INFORMATION SHOWN
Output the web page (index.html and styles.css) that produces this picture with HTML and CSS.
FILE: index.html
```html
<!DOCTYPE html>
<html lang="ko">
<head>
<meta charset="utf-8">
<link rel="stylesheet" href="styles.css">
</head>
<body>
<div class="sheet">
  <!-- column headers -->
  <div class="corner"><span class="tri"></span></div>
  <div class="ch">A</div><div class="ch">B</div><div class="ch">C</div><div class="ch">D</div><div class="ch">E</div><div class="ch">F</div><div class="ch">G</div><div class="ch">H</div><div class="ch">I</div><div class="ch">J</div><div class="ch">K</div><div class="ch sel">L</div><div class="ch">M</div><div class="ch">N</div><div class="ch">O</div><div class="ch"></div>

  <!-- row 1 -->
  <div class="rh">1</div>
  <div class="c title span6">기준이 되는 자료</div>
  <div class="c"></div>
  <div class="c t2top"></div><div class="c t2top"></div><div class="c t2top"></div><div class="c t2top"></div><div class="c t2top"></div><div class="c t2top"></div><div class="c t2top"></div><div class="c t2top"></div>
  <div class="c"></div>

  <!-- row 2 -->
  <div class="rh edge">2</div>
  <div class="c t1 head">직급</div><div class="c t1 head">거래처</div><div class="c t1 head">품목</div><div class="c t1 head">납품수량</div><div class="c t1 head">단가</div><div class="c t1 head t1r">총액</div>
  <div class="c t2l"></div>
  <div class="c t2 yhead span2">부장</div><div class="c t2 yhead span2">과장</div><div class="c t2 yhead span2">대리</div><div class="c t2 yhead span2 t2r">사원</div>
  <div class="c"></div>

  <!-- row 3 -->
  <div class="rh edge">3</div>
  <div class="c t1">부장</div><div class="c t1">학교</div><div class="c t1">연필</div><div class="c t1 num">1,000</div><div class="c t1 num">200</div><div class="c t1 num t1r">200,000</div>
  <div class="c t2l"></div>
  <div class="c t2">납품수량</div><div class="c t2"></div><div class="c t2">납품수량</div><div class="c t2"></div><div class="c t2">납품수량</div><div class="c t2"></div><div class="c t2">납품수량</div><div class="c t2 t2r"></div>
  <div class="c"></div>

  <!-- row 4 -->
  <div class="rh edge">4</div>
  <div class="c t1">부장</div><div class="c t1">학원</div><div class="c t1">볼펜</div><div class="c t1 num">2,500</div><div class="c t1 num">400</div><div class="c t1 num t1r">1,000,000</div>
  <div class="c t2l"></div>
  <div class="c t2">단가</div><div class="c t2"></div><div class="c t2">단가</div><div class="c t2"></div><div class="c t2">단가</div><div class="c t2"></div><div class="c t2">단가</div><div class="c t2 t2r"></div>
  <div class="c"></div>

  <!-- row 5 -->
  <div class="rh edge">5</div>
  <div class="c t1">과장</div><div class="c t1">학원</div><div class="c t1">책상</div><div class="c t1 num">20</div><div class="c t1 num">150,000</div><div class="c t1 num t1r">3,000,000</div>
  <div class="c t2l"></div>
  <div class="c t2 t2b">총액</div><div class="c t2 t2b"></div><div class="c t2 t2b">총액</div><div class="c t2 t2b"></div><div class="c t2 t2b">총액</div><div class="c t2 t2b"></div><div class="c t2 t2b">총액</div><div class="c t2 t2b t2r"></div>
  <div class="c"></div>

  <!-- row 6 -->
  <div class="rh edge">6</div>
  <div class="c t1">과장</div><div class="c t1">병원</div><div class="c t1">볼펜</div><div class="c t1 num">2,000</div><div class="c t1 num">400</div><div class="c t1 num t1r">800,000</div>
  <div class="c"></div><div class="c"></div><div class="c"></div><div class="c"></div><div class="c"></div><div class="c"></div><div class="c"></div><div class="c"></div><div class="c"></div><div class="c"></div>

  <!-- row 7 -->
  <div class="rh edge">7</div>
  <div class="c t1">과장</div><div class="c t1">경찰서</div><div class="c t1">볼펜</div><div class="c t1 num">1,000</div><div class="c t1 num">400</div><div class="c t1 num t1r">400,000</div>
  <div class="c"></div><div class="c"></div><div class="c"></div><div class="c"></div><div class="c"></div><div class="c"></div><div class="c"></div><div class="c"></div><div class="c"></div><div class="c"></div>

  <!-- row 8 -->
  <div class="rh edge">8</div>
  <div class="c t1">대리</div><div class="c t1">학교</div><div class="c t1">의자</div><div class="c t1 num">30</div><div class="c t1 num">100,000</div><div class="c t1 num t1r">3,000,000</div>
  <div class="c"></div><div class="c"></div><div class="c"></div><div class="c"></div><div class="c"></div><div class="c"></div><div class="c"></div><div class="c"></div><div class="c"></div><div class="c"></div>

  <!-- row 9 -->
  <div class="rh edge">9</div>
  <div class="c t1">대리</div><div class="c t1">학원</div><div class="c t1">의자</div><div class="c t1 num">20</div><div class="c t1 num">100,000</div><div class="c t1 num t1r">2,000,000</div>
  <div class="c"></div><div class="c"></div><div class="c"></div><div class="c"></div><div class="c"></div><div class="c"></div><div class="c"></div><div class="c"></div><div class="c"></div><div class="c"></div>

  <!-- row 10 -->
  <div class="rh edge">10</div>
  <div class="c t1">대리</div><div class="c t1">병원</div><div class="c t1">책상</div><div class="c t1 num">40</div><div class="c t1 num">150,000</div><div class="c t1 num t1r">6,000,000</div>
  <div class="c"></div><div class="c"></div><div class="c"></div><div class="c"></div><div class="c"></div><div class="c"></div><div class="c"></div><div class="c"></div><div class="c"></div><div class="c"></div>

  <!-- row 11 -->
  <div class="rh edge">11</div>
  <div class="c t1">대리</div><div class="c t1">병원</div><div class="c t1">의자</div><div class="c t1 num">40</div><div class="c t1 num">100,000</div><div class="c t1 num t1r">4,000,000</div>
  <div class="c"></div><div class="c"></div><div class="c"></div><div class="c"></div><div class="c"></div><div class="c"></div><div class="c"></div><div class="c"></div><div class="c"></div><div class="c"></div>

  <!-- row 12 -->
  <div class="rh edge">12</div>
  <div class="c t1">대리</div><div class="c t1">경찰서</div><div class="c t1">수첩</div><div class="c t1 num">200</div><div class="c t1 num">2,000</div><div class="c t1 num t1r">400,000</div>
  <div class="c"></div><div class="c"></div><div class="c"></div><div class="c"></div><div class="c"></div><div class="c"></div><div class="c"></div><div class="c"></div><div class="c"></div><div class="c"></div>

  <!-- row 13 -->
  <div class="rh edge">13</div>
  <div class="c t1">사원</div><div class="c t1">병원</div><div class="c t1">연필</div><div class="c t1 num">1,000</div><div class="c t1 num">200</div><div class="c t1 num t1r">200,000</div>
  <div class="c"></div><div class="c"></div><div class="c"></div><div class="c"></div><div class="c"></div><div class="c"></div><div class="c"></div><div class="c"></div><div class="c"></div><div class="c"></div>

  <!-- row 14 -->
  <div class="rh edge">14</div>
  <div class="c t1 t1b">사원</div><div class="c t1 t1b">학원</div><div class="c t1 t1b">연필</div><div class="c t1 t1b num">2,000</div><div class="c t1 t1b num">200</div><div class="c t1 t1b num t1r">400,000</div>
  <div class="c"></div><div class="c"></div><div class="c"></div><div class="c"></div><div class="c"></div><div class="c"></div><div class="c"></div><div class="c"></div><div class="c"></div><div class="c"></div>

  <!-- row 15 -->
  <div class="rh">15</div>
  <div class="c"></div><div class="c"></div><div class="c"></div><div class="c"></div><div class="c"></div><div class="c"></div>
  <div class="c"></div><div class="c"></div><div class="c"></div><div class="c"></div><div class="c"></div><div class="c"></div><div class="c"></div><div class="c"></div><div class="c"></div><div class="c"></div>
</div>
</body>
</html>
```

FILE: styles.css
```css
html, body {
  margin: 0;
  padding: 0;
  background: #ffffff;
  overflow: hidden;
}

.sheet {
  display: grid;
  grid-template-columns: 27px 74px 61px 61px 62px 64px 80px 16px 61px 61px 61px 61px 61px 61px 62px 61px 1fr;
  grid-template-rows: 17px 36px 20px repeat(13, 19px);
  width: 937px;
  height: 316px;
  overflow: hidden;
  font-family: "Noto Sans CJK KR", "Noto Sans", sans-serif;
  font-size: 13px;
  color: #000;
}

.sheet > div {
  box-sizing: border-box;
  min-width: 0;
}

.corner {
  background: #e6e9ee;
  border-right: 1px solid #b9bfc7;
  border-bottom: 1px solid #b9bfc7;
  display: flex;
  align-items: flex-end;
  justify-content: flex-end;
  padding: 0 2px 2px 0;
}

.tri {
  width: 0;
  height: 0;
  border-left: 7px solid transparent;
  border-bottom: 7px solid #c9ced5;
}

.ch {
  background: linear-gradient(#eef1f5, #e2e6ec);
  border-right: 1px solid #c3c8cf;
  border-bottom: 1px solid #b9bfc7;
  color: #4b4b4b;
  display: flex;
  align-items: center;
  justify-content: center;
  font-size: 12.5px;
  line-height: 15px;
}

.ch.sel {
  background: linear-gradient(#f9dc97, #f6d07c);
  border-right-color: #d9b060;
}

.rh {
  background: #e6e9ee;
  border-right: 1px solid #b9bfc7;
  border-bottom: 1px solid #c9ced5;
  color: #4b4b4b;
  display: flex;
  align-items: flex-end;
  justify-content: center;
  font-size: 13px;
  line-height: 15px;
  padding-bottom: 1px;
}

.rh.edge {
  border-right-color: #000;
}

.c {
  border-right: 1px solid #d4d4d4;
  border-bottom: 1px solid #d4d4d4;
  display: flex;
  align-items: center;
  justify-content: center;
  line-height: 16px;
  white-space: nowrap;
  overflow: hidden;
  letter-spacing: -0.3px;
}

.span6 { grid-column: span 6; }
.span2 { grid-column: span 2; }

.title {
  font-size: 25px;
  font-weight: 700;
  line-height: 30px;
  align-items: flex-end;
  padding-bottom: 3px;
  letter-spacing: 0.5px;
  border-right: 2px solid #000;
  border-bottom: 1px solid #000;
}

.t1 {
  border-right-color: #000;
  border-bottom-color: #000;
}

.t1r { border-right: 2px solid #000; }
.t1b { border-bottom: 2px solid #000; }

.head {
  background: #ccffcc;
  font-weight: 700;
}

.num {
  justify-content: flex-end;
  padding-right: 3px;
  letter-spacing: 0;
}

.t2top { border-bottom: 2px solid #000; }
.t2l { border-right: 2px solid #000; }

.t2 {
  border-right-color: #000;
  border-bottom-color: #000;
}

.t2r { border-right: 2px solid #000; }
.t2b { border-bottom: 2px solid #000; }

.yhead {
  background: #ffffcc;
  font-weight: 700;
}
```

WORK TO DO
Work through the listing above and report how many lines include the string "index", with no other text.

SOLUTION
2